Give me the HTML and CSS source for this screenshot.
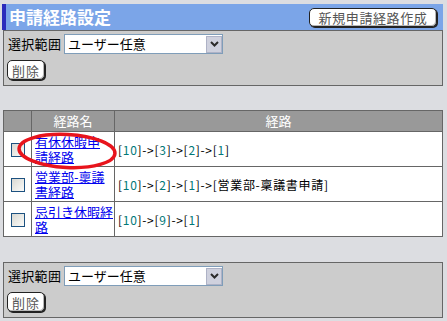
FILE: index.html
```html
<!DOCTYPE html>
<html lang="ja">
<head>
    <meta charset="UTF-8">
    <title>申請経路設定</title>
    <link rel="stylesheet" href="styles.css">
</head>
<body>
    <div class="page">
        <div class="titlebar">
            <h1>申請経路設定</h1>
            <button class="btn btn-new">新規申請経路作成</button>
        </div>

        <div class="panel">
            <div class="range">
                <span class="range-label">選択範囲</span>
                <div class="select">
                    <span class="select-text">ユーザー任意</span>
                    <span class="select-arrow">
                        <svg width="9" height="6" viewBox="0 0 9 6"><polyline points="1,1 4.5,4.5 8,1" fill="none" stroke="#2b2b2b" stroke-width="2"/></svg>
                    </span>
                </div>
            </div>
            <button class="btn btn-del">削除</button>
        </div>

        <div class="table-wrap">
            <table class="routes">
                <thead>
                    <tr>
                        <th class="col-check"></th>
                        <th class="col-name">経路名</th>
                        <th>経路</th>
                    </tr>
                </thead>
                <tbody>
                    <tr>
                        <td class="col-check"><span class="check"></span></td>
                        <td class="col-name"><a href="#" class="name-short">有休休暇申請経路</a></td>
                        <td class="route">[<b>10</b>]-&gt;[<b>3</b>]-&gt;[<b>2</b>]-&gt;[<b>1</b>]</td>
                    </tr>
                    <tr>
                        <td class="col-check"><span class="check"></span></td>
                        <td class="col-name"><a href="#">営業部-稟議書経路</a></td>
                        <td class="route">[<b>10</b>]-&gt;[<b>2</b>]-&gt;[<b>1</b>]-&gt;[営業部-稟議書申請]</td>
                    </tr>
                    <tr>
                        <td class="col-check"><span class="check"></span></td>
                        <td class="col-name"><a href="#">忌引き休暇経路</a></td>
                        <td class="route">[<b>10</b>]-&gt;[<b>9</b>]-&gt;[<b>1</b>]</td>
                    </tr>
                </tbody>
            </table>
            <!-- hand-drawn annotation circle -->
            <svg class="mark" width="110" height="44" viewBox="0 0 110 44">
                <ellipse cx="53" cy="22" rx="48" ry="16.5" transform="rotate(3 53 22)" fill="none" stroke="#e8141c" stroke-width="3.5"/>
            </svg>
        </div>

        <div class="panel panel-bottom">
            <div class="range">
                <span class="range-label">選択範囲</span>
                <div class="select">
                    <span class="select-text">ユーザー任意</span>
                    <span class="select-arrow">
                        <svg width="9" height="6" viewBox="0 0 9 6"><polyline points="1,1 4.5,4.5 8,1" fill="none" stroke="#2b2b2b" stroke-width="2"/></svg>
                    </span>
                </div>
            </div>
            <button class="btn btn-del">削除</button>
        </div>
    </div>
</body>
</html>
```

FILE: styles.css
```css
body {
    margin: 0;
    padding: 0;
    background: #dcdde1;
    font-family: "Noto Sans CJK JP", "Noto Sans", sans-serif;
    font-size: 13px;
    color: #000;
}

.page {
    width: 441px;
    margin-left: 2px;
    padding-top: 4px;
}

.titlebar {
    height: 26px;
    display: flex;
    align-items: center;
    justify-content: space-between;
    background: #7ba5e8;
    border-left: 4px solid #2c2cbc;
    padding: 0 6px 0 3px;
}

.titlebar h1 {
    margin: 0;
    font-size: 17px;
    font-weight: 700;
    line-height: 20px;
    color: #fff;
}

.btn {
    font-family: "Noto Sans CJK JP", "Noto Sans", sans-serif;
    font-size: 13px;
    line-height: 15px;
    color: #555;
    background: #fff;
    border: 1px solid #222;
    border-radius: 5px;
    box-shadow: inset -1px -1px 0 #b8b8b8, 1px 1px 0 #222;
    padding: 0;
    cursor: pointer;
}

.btn-new {
    width: 128px;
    height: 19px;
    letter-spacing: 0.6px;
}

.btn-del {
    width: 38px;
    height: 20px;
    margin: 6px 0 0 -1px;
    display: block;
    letter-spacing: 1px;
}

.panel {
    margin-left: 1px;
    box-sizing: content-box;
    background: #cccccc;
    border: 1px solid #666;
    padding: 3px 4px 4px 4px;
    height: 47px;
}

.range {
    display: flex;
    align-items: center;
    height: 20px;
}

.range-label {
    width: 56px;
    line-height: 16px;
    letter-spacing: 0.3px;
}

.select {
    width: 157px;
    height: 18px;
    display: flex;
    align-items: center;
    background: #fff;
    border: 1px solid #7f9db9;
}

.select-text {
    flex: 1;
    padding-left: 3px;
    line-height: 16px;
}

.select-arrow {
    width: 16px;
    height: 17px;
    display: flex;
    align-items: center;
    justify-content: center;
    background: #cfd1de;
    border: 1px solid #aeb2c6;
    box-sizing: border-box;
}

.table-wrap {
    position: relative;
    margin: 24px 0 0 1px;
}

.routes {
    width: 440px;
    border-collapse: collapse;
    background: #fff;
    border: 1px solid #666;
}

.routes th {
    height: 20px;
    padding: 0;
    background: #999;
    color: #fff;
    font-weight: 400;
    border: 1px solid #666;
    line-height: 16px;
}

.routes td {
    height: 34px;
    padding: 0 3px;
    border: 1px solid #666;
    line-height: 15px;
}

.routes .col-check {
    width: 27px;
    padding: 0;
    text-align: center;
}

.routes .col-name {
    width: 79px;
    padding-right: 0;
}

.routes th.col-name {
    text-align: center;
}

.routes a {
    color: #0000ee;
}

.routes a.name-short {
    display: inline-block;
    width: 66px;
}

.routes .route {
    font-size: 12px;
    letter-spacing: 0.7px;
}

.route b {
    font-weight: 400;
    color: #007878;
}

.check {
    display: inline-block;
    width: 12px;
    height: 12px;
    vertical-align: middle;
    border: 1px solid #1c5180;
    background: linear-gradient(135deg, #d8d8d2, #fbfbf9);
}

.mark {
    position: absolute;
    left: 11px;
    top: 19px;
    pointer-events: none;
}

.panel-bottom {
    margin-top: 25px;
}
```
..........
*Exercise task*
Restate the whole listing above exactly, except for its images.

*Output below*
Give me the HTML and CSS source for this screenshot.
FILE: index.html
```html
<!DOCTYPE html>
<html lang="ja">
<head>
    <meta charset="UTF-8">
    <title>申請経路設定</title>
    <link rel="stylesheet" href="styles.css">
</head>
<body>
    <div class="page">
        <div class="titlebar">
            <h1>申請経路設定</h1>
            <button class="btn btn-new">新規申請経路作成</button>
        </div>

        <div class="panel">
            <div class="range">
                <span class="range-label">選択範囲</span>
                <div class="select">
                    <span class="select-text">ユーザー任意</span>
                    <span class="select-arrow">
                        <svg width="9" height="6" viewBox="0 0 9 6"><polyline points="1,1 4.5,4.5 8,1" fill="none" stroke="#2b2b2b" stroke-width="2"/></svg>
                    </span>
                </div>
            </div>
            <button class="btn btn-del">削除</button>
        </div>

        <div class="table-wrap">
            <table class="routes">
                <thead>
                    <tr>
                        <th class="col-check"></th>
                        <th class="col-name">経路名</th>
                        <th>経路</th>
                    </tr>
                </thead>
                <tbody>
                    <tr>
                        <td class="col-check"><span class="check"></span></td>
                        <td class="col-name"><a href="#" class="name-short">有休休暇申請経路</a></td>
                        <td class="route">[<b>10</b>]-&gt;[<b>3</b>]-&gt;[<b>2</b>]-&gt;[<b>1</b>]</td>
                    </tr>
                    <tr>
                        <td class="col-check"><span class="check"></span></td>
                        <td class="col-name"><a href="#">営業部-稟議書経路</a></td>
                        <td class="route">[<b>10</b>]-&gt;[<b>2</b>]-&gt;[<b>1</b>]-&gt;[営業部-稟議書申請]</td>
                    </tr>
                    <tr>
                        <td class="col-check"><span class="check"></span></td>
                        <td class="col-name"><a href="#">忌引き休暇経路</a></td>
                        <td class="route">[<b>10</b>]-&gt;[<b>9</b>]-&gt;[<b>1</b>]</td>
                    </tr>
                </tbody>
            </table>
            <!-- hand-drawn annotation circle -->
            <svg class="mark" width="110" height="44" viewBox="0 0 110 44">
                <ellipse cx="53" cy="22" rx="48" ry="16.5" transform="rotate(3 53 22)" fill="none" stroke="#e8141c" stroke-width="3.5"/>
            </svg>
        </div>

        <div class="panel panel-bottom">
            <div class="range">
                <span class="range-label">選択範囲</span>
                <div class="select">
                    <span class="select-text">ユーザー任意</span>
                    <span class="select-arrow">
                        <svg width="9" height="6" viewBox="0 0 9 6"><polyline points="1,1 4.5,4.5 8,1" fill="none" stroke="#2b2b2b" stroke-width="2"/></svg>
                    </span>
                </div>
            </div>
            <button class="btn btn-del">削除</button>
        </div>
    </div>
</body>
</html>
```

FILE: styles.css
```css
body {
    margin: 0;
    padding: 0;
    background: #dcdde1;
    font-family: "Noto Sans CJK JP", "Noto Sans", sans-serif;
    font-size: 13px;
    color: #000;
}

.page {
    width: 441px;
    margin-left: 2px;
    padding-top: 4px;
}

.titlebar {
    height: 26px;
    display: flex;
    align-items: center;
    justify-content: space-between;
    background: #7ba5e8;
    border-left: 4px solid #2c2cbc;
    padding: 0 6px 0 3px;
}

.titlebar h1 {
    margin: 0;
    font-size: 17px;
    font-weight: 700;
    line-height: 20px;
    color: #fff;
}

.btn {
    font-family: "Noto Sans CJK JP", "Noto Sans", sans-serif;
    font-size: 13px;
    line-height: 15px;
    color: #555;
    background: #fff;
    border: 1px solid #222;
    border-radius: 5px;
    box-shadow: inset -1px -1px 0 #b8b8b8, 1px 1px 0 #222;
    padding: 0;
    cursor: pointer;
}

.btn-new {
    width: 128px;
    height: 19px;
    letter-spacing: 0.6px;
}

.btn-del {
    width: 38px;
    height: 20px;
    margin: 6px 0 0 -1px;
    display: block;
    letter-spacing: 1px;
}

.panel {
    margin-left: 1px;
    box-sizing: content-box;
    background: #cccccc;
    border: 1px solid #666;
    padding: 3px 4px 4px 4px;
    height: 47px;
}

.range {
    display: flex;
    align-items: center;
    height: 20px;
}

.range-label {
    width: 56px;
    line-height: 16px;
    letter-spacing: 0.3px;
}

.select {
    width: 157px;
    height: 18px;
    display: flex;
    align-items: center;
    background: #fff;
    border: 1px solid #7f9db9;
}

.select-text {
    flex: 1;
    padding-left: 3px;
    line-height: 16px;
}

.select-arrow {
    width: 16px;
    height: 17px;
    display: flex;
    align-items: center;
    justify-content: center;
    background: #cfd1de;
    border: 1px solid #aeb2c6;
    box-sizing: border-box;
}

.table-wrap {
    position: relative;
    margin: 24px 0 0 1px;
}

.routes {
    width: 440px;
    border-collapse: collapse;
    background: #fff;
    border: 1px solid #666;
}

.routes th {
    height: 20px;
    padding: 0;
    background: #999;
    color: #fff;
    font-weight: 400;
    border: 1px solid #666;
    line-height: 16px;
}

.routes td {
    height: 34px;
    padding: 0 3px;
    border: 1px solid #666;
    line-height: 15px;
}

.routes .col-check {
    width: 27px;
    padding: 0;
    text-align: center;
}

.routes .col-name {
    width: 79px;
    padding-right: 0;
}

.routes th.col-name {
    text-align: center;
}

.routes a {
    color: #0000ee;
}

.routes a.name-short {
    display: inline-block;
    width: 66px;
}

.routes .route {
    font-size: 12px;
    letter-spacing: 0.7px;
}

.route b {
    font-weight: 400;
    color: #007878;
}

.check {
    display: inline-block;
    width: 12px;
    height: 12px;
    vertical-align: middle;
    border: 1px solid #1c5180;
    background: linear-gradient(135deg, #d8d8d2, #fbfbf9);
}

.mark {
    position: absolute;
    left: 11px;
    top: 19px;
    pointer-events: none;
}

.panel-bottom {
    margin-top: 25px;
}
```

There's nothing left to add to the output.